As a small investor in several Macquarie Bank satellites, the huge fees, tax planning and accounting treatments never cease to amaze. For instance, how is it that the old ABC and SBS transmission towers business Broadcast Australia can earn huge profits while its 100% owner, Macquarie Communications Infrastructure Group (MCIG), continues to declare losses.

This is the way it works: Broadcast Australia is very profitable with growth in revenue and profits exceeding 20% most years thanks to lucrative contracts with the ABC and SBS. EBITDA margins are about 60% as this is a monopoly and taxpayers have nowhere else to go for transmission because the only other tower owner in capital cities is TXA, which is owned by Channels 7,9 and 10.

BA earns monopoly-like profits, which MCIG uses to make huge payments to stapled security unit holders (we're not actually shareholders). These payments, which come out of pre-tax profit, plus huge depreciation charges, mean MCIG declares a loss and hence doesn't pay tax!

This clever accounting means the Federal Government has a lower tax take from something that should pay tax. The payments to unit holders are set at a level so that the yield is double the market average. MCIG briefs analysts in this way and even forecast future payments at the IPO for the first three years.

The long term nature of the ABC digital contracts (ten years plus two five year options) means certainty in revenue streams for BA and MCIG. However, MCIG is literally giving the farm away – instead of investing some of the profits for the future when analogue shuts off, they are lavishing it on the unit holders. Virtually all the free cash flow goes to unit holders which has led to a rapid increase in equity valuation. The original float was priced at $2 and the stock is now $5.40, so investors are very happy and the Federal Government is looking silly for selling too cheap and then not clawing enough back through the tax system.

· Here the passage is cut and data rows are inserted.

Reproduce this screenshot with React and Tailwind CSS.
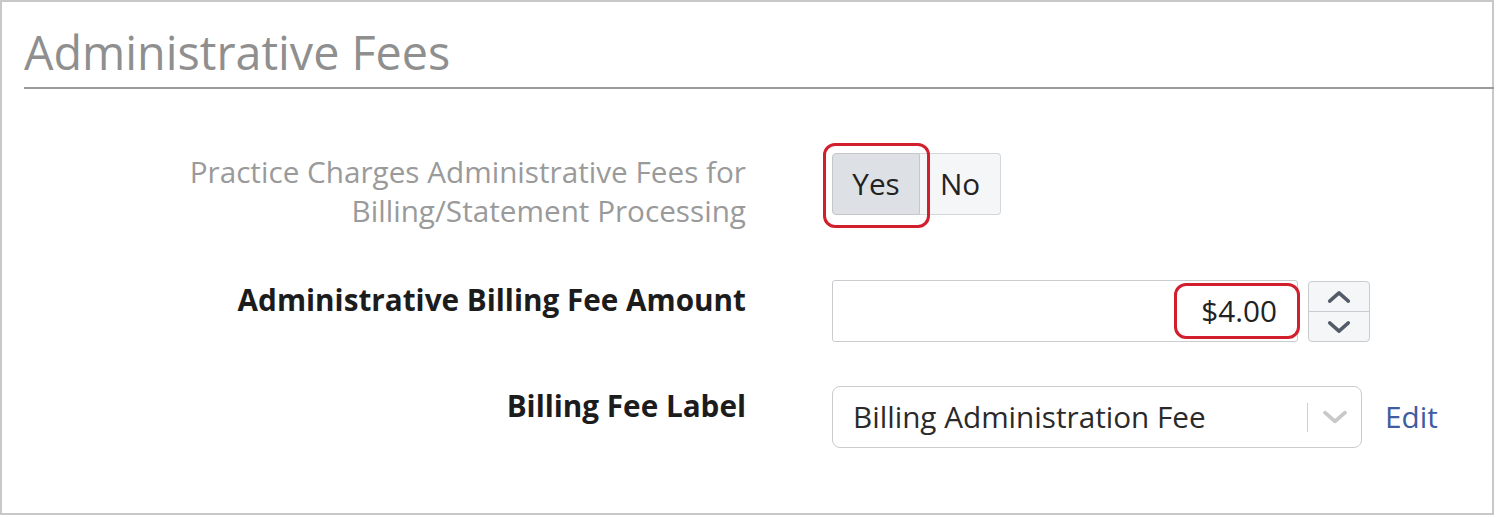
import React from "react";

function ChevronUp({ className }) {
  return (
    <svg viewBox="0 0 24 24" className={className} fill="none" stroke="currentColor" strokeWidth="3" strokeLinecap="round" strokeLinejoin="round">
      <path d="M4 15.5l8-7 8 7" />
    </svg>
  );
}
function ChevronDown({ className }) {
  return (
    <svg viewBox="0 0 24 24" className={className} fill="none" stroke="currentColor" strokeWidth="3" strokeLinecap="round" strokeLinejoin="round">
      <path d="M4 8.5l8 7 8-7" />
    </svg>
  );
}

export default function App() {
  return (
    <div className="bg-white w-[1496px] h-[517px]" style={{ fontFamily: '"Open Sans", sans-serif' }}>
      <div className="w-[1494px] h-[515px] border-2 border-[#c8c8c8] bg-white flex flex-col">
        <div className="pl-[22px]">
          <h1 className="text-[46.7px] leading-[52px] text-[#8f8f8f] font-normal pt-[24px] pb-[9px]">
            Administrative Fees
          </h1>
          <div className="h-[2px] bg-[#9a9a9a] -mr-[2px]" />
        </div>

        <div className="flex flex-col pl-[22px] pt-[63px]">
          {/* Row 1 */}
          <div className="flex items-start">
            <div className="w-[722px] text-right text-[29.7px] leading-[39px] text-[#9a9a9a]">
              Practice Charges Administrative Fees for
              <br />
              Billing/Statement Processing
            </div>
            <div className="ml-[86px] mt-[1px] relative flex">
              <button className="w-[88px] h-[62px] bg-[#dde0e5] border border-[#c4c8cd] rounded-l-[4px] text-[29.7px] text-[#222]">
                Yes
              </button>
              <button className="w-[81px] h-[62px] bg-[#f5f6f7] border border-l-0 border-[#d4d6d9] rounded-r-[4px] text-[29.7px] text-[#222]">
                No
              </button>
              <div className="absolute left-[-9px] top-[-10px] w-[107px] h-[85px] border-[3px] border-[#d21f2e] rounded-[12px] pointer-events-none" />
            </div>
          </div>

          {/* Row 2 */}
          <div className="flex items-start mt-[50px]">
            <div className="w-[722px] text-right text-[29.7px] leading-[39px] font-bold text-[#1c1c1c]">
              Administrative Billing Fee Amount
            </div>
            <div className="ml-[86px] flex items-start">
              <div className="relative w-[466px] h-[62px] border border-[#c9cbce] rounded-[3px] flex items-center justify-end pr-[20px] text-[29.7px] text-[#222]">
                $4.00
                <div className="absolute right-[-3px] top-[2px] w-[126px] h-[56px] border-[3px] border-[#d21f2e] rounded-[12px] pointer-events-none" />
              </div>
              <div className="ml-[10px] mt-[1px] w-[62px] h-[61px] border border-[#c9cbce] rounded-[4px] bg-[#f5f6f7] flex flex-col">
                <div className="flex-1 flex items-center justify-center border-b border-[#c9cbce] text-[#525b68]">
                  <ChevronUp className="w-[28px] h-[28px]" />
                </div>
                <div className="flex-1 flex items-center justify-center text-[#525b68]">
                  <ChevronDown className="w-[28px] h-[28px]" />
                </div>
              </div>
            </div>
          </div>

          {/* Row 3 */}
          <div className="flex items-start mt-[44px]">
            <div className="w-[722px] text-right text-[29.7px] leading-[39px] font-bold text-[#1c1c1c]">
              Billing Fee Label
            </div>
            <div className="ml-[86px] flex items-center">
              <div className="w-[530px] h-[62px] border border-[#c9cbce] rounded-[8px] flex items-center">
                <span className="flex-1 pl-[20px] text-[29.7px] text-[#2a2a2a]">Billing Administration Fee</span>
                <div className="w-[1px] h-[29px] bg-[#cfcfcf]" />
                <div className="w-[53px] flex items-center justify-center text-[#c8c8c8]">
                  <ChevronDown className="w-[30px] h-[30px]" />
                </div>
              </div>
              <a className="ml-[23px] text-[29.7px] text-[#3e5c9f]">Edit</a>
            </div>
          </div>
        </div>
      </div>
    </div>
  );
}
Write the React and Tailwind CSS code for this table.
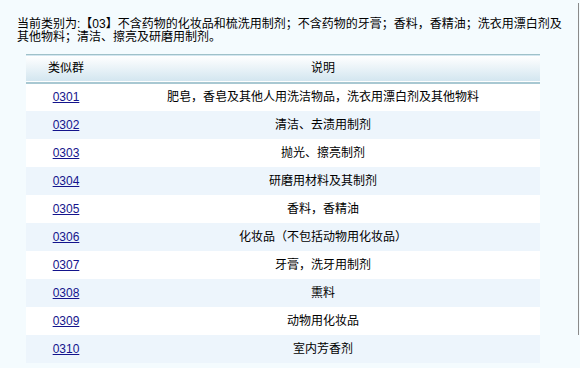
import React from "react";

const rows = [
  ["0301", "肥皂，香皂及其他人用洗洁物品，洗衣用漂白剂及其他物料"],
  ["0302", "清洁、去渍用制剂"],
  ["0303", "抛光、擦亮制剂"],
  ["0304", "研磨用材料及其制剂"],
  ["0305", "香料，香精油"],
  ["0306", "化妆品（不包括动物用化妆品）"],
  ["0307", "牙膏，洗牙用制剂"],
  ["0308", "熏料"],
  ["0309", "动物用化妆品"],
  ["0310", "室内芳香剂"],
];

export default function App() {
  return (
    <div className="relative w-[580px] h-[368px] overflow-hidden bg-[#f4fbfe] text-[12px] text-black font-['Liberation_Sans','Noto_Sans_CJK_SC',sans-serif]">
      <p className="pl-[17px] pt-[18px] w-[566px] leading-[13px]">
        当前类别为:【03】不含药物的化妆品和梳洗用制剂；不含药物的牙膏；香料，香精油；洗衣用漂白剂及其他物料；清洁、擦亮及研磨用制剂。
      </p>

      <table className="ml-[26px] mt-[10px] w-[514px] border-collapse">
        <thead>
          <tr className="h-[28px] border-t border-b-2 border-t-[#9fc1c9] border-b-[#a8c8d2] bg-gradient-to-b from-white to-[#d3e6f0]">
            <th className="w-[80px] font-normal text-center">类似群</th>
            <th className="font-normal text-center">说明</th>
          </tr>
        </thead>
        <tbody>
          {rows.map(([code, desc], i) => (
            <tr key={code} className={`h-[28px] ${i % 2 ? "bg-[#edf5fc]" : "bg-white"}`}>
              <td className="text-center">
                <a href="#" className="text-[#14148c] underline">{code}</a>
              </td>
              <td className="text-center">{desc}</td>
            </tr>
          ))}
        </tbody>
      </table>

      <div className="absolute right-[1px] top-[3px] w-px h-[332px] bg-[#8a8a8a]" />
    </div>
  );
}
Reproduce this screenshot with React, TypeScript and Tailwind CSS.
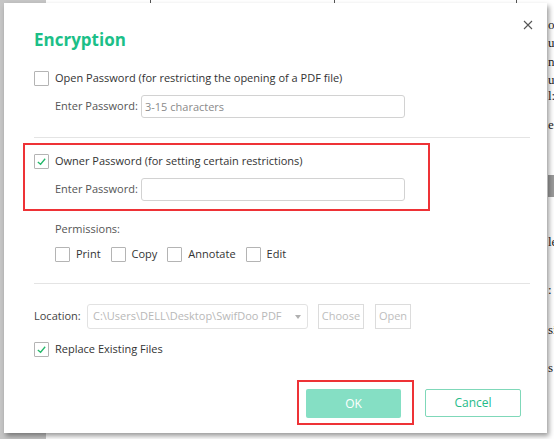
import React from 'react';

// ============================================================================
// Sub-Components
// ============================================================================

interface CheckboxProps {
  checked?: boolean;
}

function Checkbox({ checked = false }: CheckboxProps): React.ReactElement {
  return (
    <span className="flex h-[15px] w-[15px] shrink-0 items-center justify-center rounded-[1px] border border-[#b4b4b4] bg-white">
      {checked && (
        <svg width="11" height="11" viewBox="0 0 12 12" fill="none">
          <polyline points="2 6.5 5 9 10 3" stroke="#23b86a" strokeWidth="1.4" />
        </svg>
      )}
    </span>
  );
}

function PasswordRow({ placeholder = '' }: { placeholder?: string }): React.ReactElement {
  return (
    <div className="flex h-[23px] items-center pl-[21px]">
      <span className="w-[86px] shrink-0 whitespace-nowrap text-[#555]">Enter Password:</span>
      <input
        readOnly
        placeholder={placeholder}
        className="h-[23px] w-[264px] rounded-[3px] border border-[#d2d2d2] px-[3px] text-[#333] outline-none placeholder:text-[#8a8a8a]"
      />
    </div>
  );
}

const PERMISSIONS = ['Print', 'Copy', 'Annotate', 'Edit'];

const SIDE_TEXT = [
  { top: 'top-[18px]', text: 'o' },
  { top: 'top-[36px]', text: 'ul' },
  { top: 'top-[55px]', text: 'n' },
  { top: 'top-[73px]', text: 'u' },
  { top: 'top-[89px]', text: 'l:' },
  { top: 'top-[118px]', text: 'es' },
  { top: 'top-[235px]', text: 'le' },
  { top: 'top-[283px]', text: ':' },
  { top: 'top-[323px]', text: 'si' },
  { top: 'top-[361px]', text: 's' },
];

// ============================================================================
// Main Component
// ============================================================================

export default function App(): React.ReactElement {
  return (
    <div
      className="relative flex h-[439px] w-[554px] overflow-hidden bg-white text-[11px] text-[#333]"
      style={{ fontFamily: '"Open Sans", "Noto Sans", sans-serif' }}
    >
      {/* Background document */}
      <div className="h-full w-[46px] bg-[#c6c6c6]" />
      <div className="relative flex-1 bg-white">
        <div className="absolute left-[104px] top-0 h-[4px] w-px bg-[#555]" />
        <div className="absolute left-[288px] top-0 h-[4px] w-px bg-[#555]" />
        <div className="absolute left-[470px] top-0 h-[4px] w-px bg-[#555]" />
        <div className="absolute left-[502px] top-0 h-full w-[6px] overflow-hidden">
          {SIDE_TEXT.map((item) => (
            <span
              key={item.top}
              className={`absolute left-0 ${item.top} text-[13px] leading-[14px] text-[#222]`}
              style={{ fontFamily: '"Liberation Serif", serif' }}
            >
              {item.text}
            </span>
          ))}
          <div className="absolute left-0 top-[175px] h-[22px] w-[8px] bg-[#9a9a9a]" />
        </div>
      </div>

      {/* Dialog */}
      <div className="absolute left-[4px] top-[3px] flex h-[430px] w-[543px] flex-col bg-white pl-[30px] pr-[17px] shadow-[2px_3px_5px_rgba(0,0,0,0.4)]">
        <button className="absolute right-[13px] top-[16px] p-[1px] text-[#555]" aria-label="Close">
          <svg width="10" height="10" viewBox="0 0 10 10" fill="none" stroke="currentColor" strokeWidth="1.1">
            <path d="M1 1l8 8M9 1L1 9" />
          </svg>
        </button>

        {/* Title */}
        <h3 className="mt-[25px] h-[24px] text-[17px] font-bold leading-[24px] text-[#1cbf88]">Encryption</h3>

        {/* Open password */}
        <label className="mt-[18px] flex h-[16px] items-center gap-[6px]">
          <Checkbox />
          <span className="whitespace-nowrap">Open Password (for restricting the opening of a PDF file)</span>
        </label>
        <div className="mt-[9px]">
          <PasswordRow placeholder="3-15 characters" />
        </div>

        <div className="mt-[19px] h-px bg-[#e4e4e4]" />

        {/* Owner password (highlighted) */}
        <div className="ml-[-11px] mt-[5px] flex h-[68px] w-[407px] flex-col border-2 border-[#ee3236] pl-[9px] pt-[8px]">
          <label className="flex h-[16px] items-center gap-[6px]">
            <Checkbox checked />
            <span className="whitespace-nowrap">Owner Password (for setting certain restrictions)</span>
          </label>
          <div className="mt-[9px]">
            <PasswordRow />
          </div>
        </div>

        {/* Permissions */}
        <div className="mt-[10px] flex h-[16px] items-center pl-[21px] text-[#555]">Permissions:</div>
        <div className="mt-[9px] flex h-[16px] items-center gap-[10px] pl-[21px]">
          {PERMISSIONS.map((name) => (
            <label key={name} className="flex items-center gap-[6px]">
              <Checkbox />
              <span>{name}</span>
            </label>
          ))}
        </div>

        <div className="mt-[21px] h-px bg-[#e4e4e4]" />

        {/* Location */}
        <div className="mt-[20px] flex h-[25px] items-center">
          <span className="w-[53px] shrink-0 text-[#444]">Location:</span>
          <div className="flex h-[25px] w-[221px] shrink-0 items-center justify-between rounded-[3px] border border-[#e2e2e2] pl-[5px] pr-[6px] text-[#b8b8b8]">
            <span className="whitespace-nowrap">C:\Users\DELL\Desktop\SwifDoo PDF</span>
            <svg width="6" height="4" viewBox="0 0 6 4">
              <path d="M0 0h6L3 4z" fill="#b0b0b0" />
            </svg>
          </div>
          <button className="ml-[10px] h-[25px] w-[46px] shrink-0 border border-[#dcdcdc] text-[#bdbdbd]">Choose</button>
          <button className="ml-[11px] h-[25px] w-[36px] shrink-0 border border-[#dcdcdc] text-[#bdbdbd]">Open</button>
        </div>

        <label className="mt-[12px] flex h-[16px] items-center gap-[6px]">
          <Checkbox checked />
          <span className="whitespace-nowrap">Replace Existing Files</span>
        </label>

        {/* Actions */}
        <div className="mt-[23px] flex items-start justify-end pr-[9px]">
          <div className="h-[45px] w-[117px] border-2 border-[#ee3236] pl-[7px] pt-[7px]">
            <button className="h-[29px] w-[95px] rounded-[2px] bg-[#85dfc4] text-[12px] text-white">OK</button>
          </div>
          <button className="ml-[11px] mt-[9px] h-[28px] w-[96px] rounded-[2px] border border-[#7fd8b9] text-[12px] text-[#25bb88]">
            Cancel
          </button>
        </div>
      </div>
    </div>
  );
}
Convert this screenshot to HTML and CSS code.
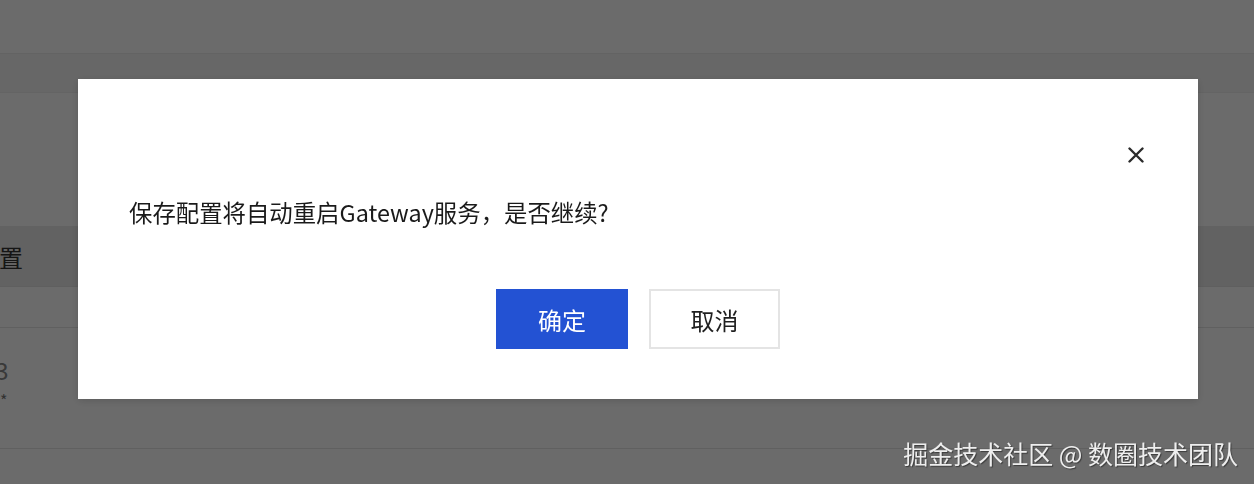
FILE: index.html
```html
<!DOCTYPE html>
<html>
	<head>
		<meta charset="utf-8">
		<title>配置</title>
		<link rel="stylesheet" href="styles.css">
	</head>
	<body>
		<div id="page">
			<div id="header"></div>
			<div id="sub-bar"></div>
			<div id="section">
				<div class="table">
					<div class="table-head">
						<span class="head-label">配置</span>
					</div>
					<div class="table-row row-empty"></div>
					<div class="table-row row-value">
						<span class="value-text">13</span>
						<span class="value-note">*</span>
					</div>
				</div>
			</div>
		</div>

		<div id="mask"></div>

		<div id="dialog">
			<div class="dialog-header">
				<button type="button" class="dialog-close" aria-label="关闭">
					<svg width="16" height="16" viewBox="0 0 16 16">
						<path d="M1.5 1.5 L14.5 14.5 M14.5 1.5 L1.5 14.5" stroke="#2b2b2b" stroke-width="2.4" stroke-linecap="round" fill="none"/>
					</svg>
				</button>
			</div>
			<div class="dialog-body">
				保存配置将自动重启Gateway服务，是否继续?
			</div>
			<div class="dialog-footer">
				<button type="button" class="btn btn-primary">确定</button>
				<button type="button" class="btn btn-default">取消</button>
			</div>
		</div>

		<div id="watermark">掘金技术社区 @ 数圈技术团队</div>
	</body>
</html>
```

FILE: styles.css
```css
html {
	height: 100%;
}

body {
	margin: 0;
	height: 100%;
	overflow: hidden;
	background-color: #ffffff;
	font-family: "Noto Sans CJK SC", "Noto Sans", sans-serif;
	color: #1f1f1f;
}

/* ---背景のページ--- */
#page {
	height: 100%;
	display: flex;
	flex-direction: column;
}

#header {
	height: 54px;
	border-bottom: 1px solid #ececec;
	box-sizing: border-box;
	background-color: #ffffff;
}

#sub-bar {
	height: 38px;
	background-color: #f5f5f5;
	border-bottom: 1px solid #eeeeee;
}

#section {
	flex: 1;
	padding-top: 133px;
}

.table {
	margin-left: -25px;
}

.table-head {
	height: 60px;
	background-color: #e9e9e9;
	border-bottom: 1px solid #e2e2e2;
	display: flex;
	align-items: center;
}

.head-label {
	font-size: 24px;
	color: #333333;
}

.table-row {
	border-bottom: 1px solid #e4e4e4;
}

.row-empty {
	height: 40px;
}

.row-value {
	height: 121px;
	display: flex;
	flex-direction: column;
	padding-top: 26px;
	box-sizing: border-box;
}

.value-text {
	font-size: 24px;
	line-height: 32px;
	color: #888888;
	padding-left: 7px;
}

.value-note {
	font-size: 16px;
	line-height: 20px;
	color: #777777;
	padding-left: 25px;
	margin-top: 4px;
}

/* ---マスク--- */
#mask {
	position: fixed;
	top: 0;
	left: 0;
	right: 0;
	bottom: 0;
	background-color: rgba(0, 0, 0, 0.58);
}

/* ---ダイアログ--- */
#dialog {
	position: fixed;
	top: 79px;
	left: 78px;
	width: 1120px;
	height: 320px;
	box-sizing: border-box;
	padding: 68px 54px 50px 51px;
	background-color: #ffffff;
	box-shadow: 0 2px 8px rgba(0, 0, 0, 0.15);
	display: flex;
	flex-direction: column;
}

.dialog-header {
	height: 16px;
	display: flex;
	justify-content: flex-end;
}

.dialog-close {
	width: 16px;
	height: 16px;
	padding: 0;
	border: none;
	background: none;
	display: flex;
}

.dialog-body {
	margin-top: 32px;
	font-size: 23.4px;
	line-height: 34px;
	color: #1a1a1a;
}

.dialog-footer {
	margin-top: 60px;
	padding-left: 3px;
	display: flex;
	justify-content: center;
	gap: 21px;
}

.btn {
	width: 132px;
	height: 60px;
	font-family: "Noto Sans CJK SC", "Noto Sans", sans-serif;
	font-size: 24px;
	padding: 0;
	box-sizing: border-box;
}

.btn-primary {
	background-color: #2352d3;
	border: none;
	color: #ffffff;
}

.btn-default {
	width: 131px;
	background-color: #ffffff;
	border: 2px solid #e4e4e4;
	color: #1f1f1f;
}

/* ---透かし--- */
#watermark {
	position: fixed;
	right: 16px;
	bottom: 14px;
	font-size: 25px;
	line-height: 34px;
	color: #eeeeee;
	text-shadow: 1px 1px 1px rgba(0, 0, 0, 0.45);
}
```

While stapled security holders are doing well, so is Macquarie Bank, which has pocketed huge performance fees in addition to the management fees because Broadcast Australia simply does what it is supposed to do.

The MCIG directors have also done well. Chairman Gerry Moriarty, a Kiwi who was poached from Telstra, has bought a vineyard and property in New Zealand as his retirement business with some of his bonus money, and BA managing director Graeme Barclay has upgraded into Killara's millionaire row on Sydney's North Shore.

Only four BA executives are millionaires who are on the payroll of Macquarie Bank. Everyone else is an employee of BA and on industry average wages plus 4-8% bonus. Graeme Barclay has a business philosophy of “sweating the assets” and he just loves the glacial conversion to digital because this means poor old Aunty and SBS have to pay BA twice to broadcast the same channel in analogue and digital for seemingly years into the future.

The more the moguls manage to delay digital conversion, the more Macquarie Bank makes because the ABC has already signed long term contracts to roll out digital broadcast services – even if no-one is watching digital TV. The ABC could be broadcasting to less than a hundred digital set top box owning homes in some regional areas yet be paying up to $100,000 per year for that transmission service. Digital TV transmission fees vary between $25,000 and $100,000 per site, and when we're talking 600 sites around the country, it's extremely lucrative.

However, has anyone considered the long-suffering taxpayer in all of this? No wonder there's no money left for local drama and the Federal Government keeps topping up Aunty for specific digital commitments. As new ABC managing director Mark Scott comes on board, he should consider how much of his budget has finished up in big mansions and a nice New Zealand winery for the lucky few inside the Millionaires Factory.